Poiché le probabilità di guarigione completa sono maggiori in caso di trattamento tempestivo, è importante cercare aiuto non appena si notano i sintomi.
Quello che non si deve assolutamente fare è pensare che sia una fase transitoria che passerà senza problemi. L'attesa di qualche mese perché si spera che il problema passi da sé è tempo perso preziosissimo che può far cambiare la prognosi. Non bisogna mai pensare che sia un capriccio che passerà in modo transitorio.

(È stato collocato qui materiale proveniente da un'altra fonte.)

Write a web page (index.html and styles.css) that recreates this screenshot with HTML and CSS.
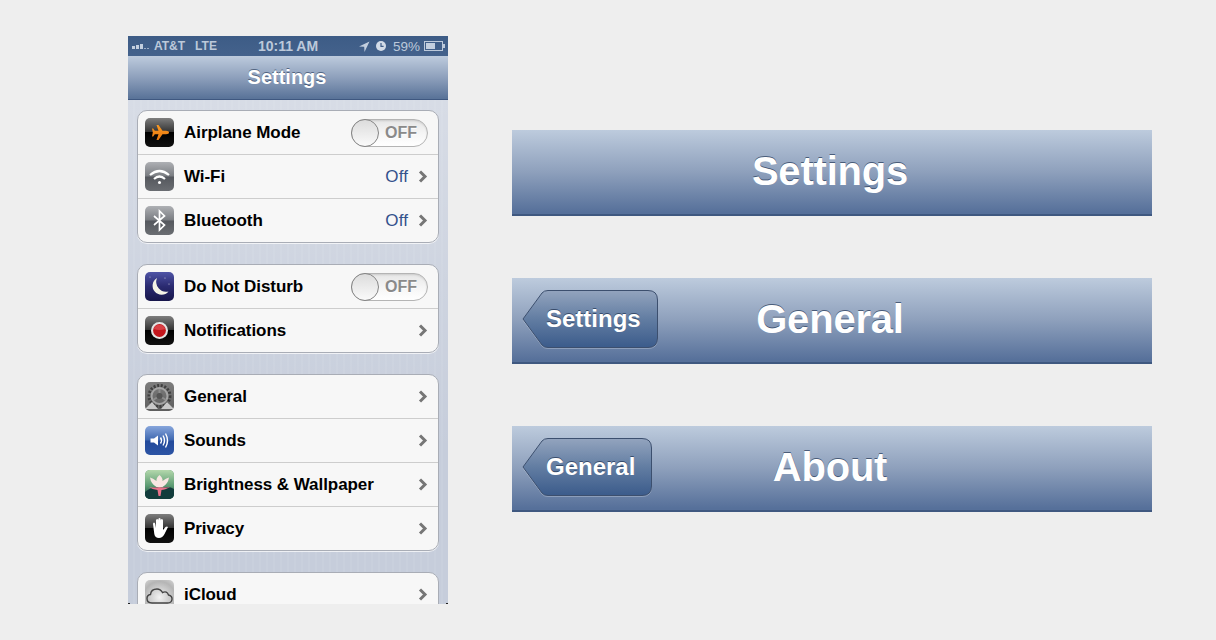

Bisogna agire subito rivolgendosi prima al medico di base o al pediatra (a seconda dell'età del figlio) oppure ad uno specialista per un inquadramento diagnostico e successivamente seguendo il  processo di cura indicato dai professionisti. Per fare questo occorre la collaborazione con il giovane paziente che però farà resistenza. La possibile cura, infatti, va nella direzione opposta rispetto ai suoi obiettivi ed ostacola il controllo che tenta di esercitare sul proprio corpo e sulla propria emotività.
Per questo motivo, provare ad intercettare quei, seppur minimi, campanelli di allarme può essere fondamentale per un intervento precoce e per una remissione completa dalla malattia. E può fare la differenza.